Electronic Journal of Differential Equations,
Vol. 2013 (2013), No. 68, pp. 1-27.
Title: Existence and regularity of entropy solutions for strongly
nonlinear p(x)-elliptic equations
Authors: Elhoussine Azroul (Univ. of Fez, Morocco)
Hassane Hjiaj (Univ. of Fez, Morocco)
Abdelfattah Touzani (Univ. of Fez, Morocco)
Abstract:
This article is devoted to study the existence of solutions for
the strongly nonlinear p(x)-elliptic problem
$$\displaylines{
- \operatorname{div} a(x,u,\nabla u) + g(x,u,\nabla u)
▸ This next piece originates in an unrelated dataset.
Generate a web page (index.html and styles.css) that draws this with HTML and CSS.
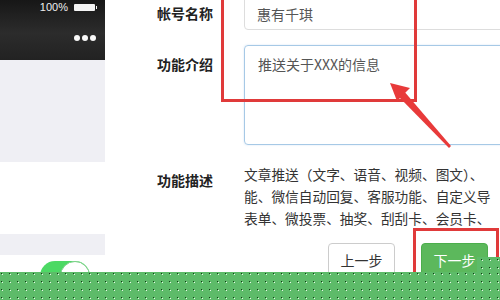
FILE: index.html
```html
<!DOCTYPE html>
<html lang="zh-CN">
<head>
<meta charset="utf-8">
<link rel="stylesheet" href="styles.css">
</head>
<body>
<div class="page">
  <aside class="phone">
    <div class="topbar">
      <div class="status">
        <span class="pct">100%</span>
        <span class="battery"><span class="nub"></span></span>
      </div>
      <div class="more"><i></i><i></i><i></i></div>
    </div>
    <div class="cell gray tall"></div>
    <div class="cell white mid"></div>
    <div class="cell gray thin"></div>
    <div class="cell white rest">
      <span class="toggle"><span class="knob"></span></span>
    </div>
  </aside>

  <main class="form">
    <div class="row row-name">
      <label class="label">帐号名称</label>
      <div class="input">惠有千琪</div>
    </div>
    <div class="row row-intro">
      <label class="label pad-intro">功能介绍</label>
      <div class="textarea">推送关于XXX的信息</div>
    </div>
    <div class="row row-desc">
      <label class="label pad-desc">功能描述</label>
      <div class="desc">
        <span class="line">文章推送（文字、语音、视频、图文）、</span>
        <span class="line">能、微信自动回复、客服功能、自定义导</span>
        <span class="line">表单、微投票、抽奖、刮刮卡、会员卡、</span>
      </div>
    </div>
    <div class="row row-btns">
      <span class="label"></span>
      <div class="btns">
        <button class="btn btn-prev">上一步</button>
        <button class="btn btn-next">下一步</button>
      </div>
    </div>
  </main>

  <div class="mark mark-top"></div>
  <div class="mark mark-btn"></div>
  <svg class="arrow" width="500" height="300" viewBox="0 0 500 300">
    <polygon points="398,96 403,90 451,146 449,148" fill="#e83a3a"/>
    <polygon points="390,83 410,88 397,101" fill="#e83a3a"/>
  </svg>
  <div class="band band-main"></div>
  <div class="band band-step"></div>
</div>
</body>
</html>
```

FILE: styles.css
```css
html, body {
  margin: 0;
  padding: 0;
  background: #fff;
}
.page {
  position: relative;
  width: 500px;
  height: 300px;
  overflow: hidden;
  display: flex;
  font-family: "Noto Sans CJK SC", "Noto Sans", sans-serif;
}

/* phone panel */
.phone {
  width: 105px;
  flex: none;
  display: flex;
  flex-direction: column;
}
.topbar {
  height: 60px;
  background: linear-gradient(#171717, #2c2c2c 55%, #222);
  display: flex;
  flex-direction: column;
  align-items: flex-end;
  padding-right: 8px;
}
.status {
  height: 14px;
  display: flex;
  align-items: center;
  gap: 6px;
}
.pct {
  font-family: "Liberation Sans", Arial, sans-serif;
  font-size: 11px;
  color: #eee;
  line-height: 14px;
}
.battery {
  position: relative;
  width: 21px;
  height: 7px;
  background: #f4f4f4;
  border-radius: 1px;
  margin-right: 2px;
}
.nub {
  position: absolute;
  right: -2px;
  top: 2px;
  width: 1.5px;
  height: 3px;
  background: #f4f4f4;
}
.more {
  margin-top: 21px;
  display: flex;
  gap: 2px;
  padding-right: 1px;
}
.more i {
  width: 6px;
  height: 6px;
  border-radius: 50%;
  background: #fafafa;
}
.cell.gray { background: #efeff4; }
.cell.white { background: #fff; }
.tall { height: 102px; }
.mid { height: 72px; }
.thin { height: 21px; }
.rest {
  flex: 1;
  padding: 6px 0 0 40px;
}
.toggle {
  display: block;
  position: relative;
  width: 50px;
  height: 30px;
  border-radius: 15px;
  background: #4cd964;
}
.knob {
  position: absolute;
  right: 0;
  top: 0;
  width: 28px;
  height: 28px;
  border-radius: 50%;
  background: #fff;
  border: 1px solid #7ccf88;
}

/* form */
.form {
  width: 480px;
  flex: none;
  margin-top: -4px;
  padding-left: 52px;
  display: flex;
  flex-direction: column;
}
.row {
  display: flex;
  align-items: flex-start;
}
.label {
  width: 87px;
  flex: none;
  font-size: 14px;
  font-weight: bold;
  color: #222;
  line-height: 20px;
}
.row-name { align-items: center; }
.input {
  width: 300px;
  height: 32px;
  border: 1px solid #ddd;
  border-radius: 4px;
  padding-left: 12px;
  font-size: 14px;
  color: #555;
  line-height: 34px;
}
.row-intro { margin-top: 15px; }
.pad-intro { padding-top: 9px; }
.textarea {
  width: 300px;
  height: 90px;
  border: 1px solid #a6c9e6;
  border-radius: 4px;
  padding: 8px 0 0 13px;
  font-size: 14px;
  color: #555;
  line-height: 20px;
  box-shadow: 0 0 2px rgba(120, 170, 220, 0.35);
}
.row-desc { margin-top: 18px; }
.pad-desc { padding-top: 7px; }
.desc {
  font-size: 13.7px;
  color: #333;
  line-height: 22px;
  white-space: nowrap;
}
.line { display: block; }
.row-btns { margin-top: 14px; }
.btns {
  display: flex;
  gap: 26px;
  padding-left: 84px;
}
.btn {
  width: 67px;
  height: 34px;
  border-radius: 4px;
  font-family: "Noto Sans CJK SC", sans-serif;
  font-size: 14px;
  padding: 0;
}
.btn-prev {
  background: #fff;
  border: 1px solid #ccc;
  color: #333;
}
.btn-next {
  background: #5cb85c;
  border: 1px solid #4cae4c;
  color: #fff;
}

/* annotations */
.mark {
  position: absolute;
  border: 3px solid #e03a3a;
  box-sizing: border-box;
}
.mark-top {
  left: 221px;
  top: -10px;
  width: 196px;
  height: 112px;
}
.mark-btn {
  left: 413px;
  top: 228px;
  width: 86px;
  height: 90px;
}
.arrow {
  position: absolute;
  left: 0;
  top: 0;
}
.band {
  position: absolute;
  background-color: #5dbb69;
  background-image:
    radial-gradient(circle at 1.5px 1.5px, #143a16 0.6px, transparent 1px),
    radial-gradient(circle at 2.6px 2.6px, #e8f8e8 0.5px, transparent 0.9px);
  background-size: 8px 8px;
}
.band-main {
  left: 0;
  top: 272px;
  width: 500px;
  height: 28px;
}
.band-step {
  left: 477px;
  top: 257px;
  width: 23px;
  height: 15px;
  background-position: 3px 1px;
}
```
= f- \operatorname{div} \phi(u) \quad \text{in } \Omega, \cr
u = 0 \quad \text{on } \partial\Omega,
}$$
with $ f\in L^1(\Omega) $ and $ \phi \in C^{0}(\mathbb{R}^{N})$,
also we will give some regularity results for these solutions.
Submitted May 22, 2012. Published March 08, 2013.
Math Subject Classifications: 35J20, 35J25, 35J60.
Key Words: Sobolev spaces with variable exponents; entropy solutions;
strongly nonlinear elliptic equations; boundary value problems.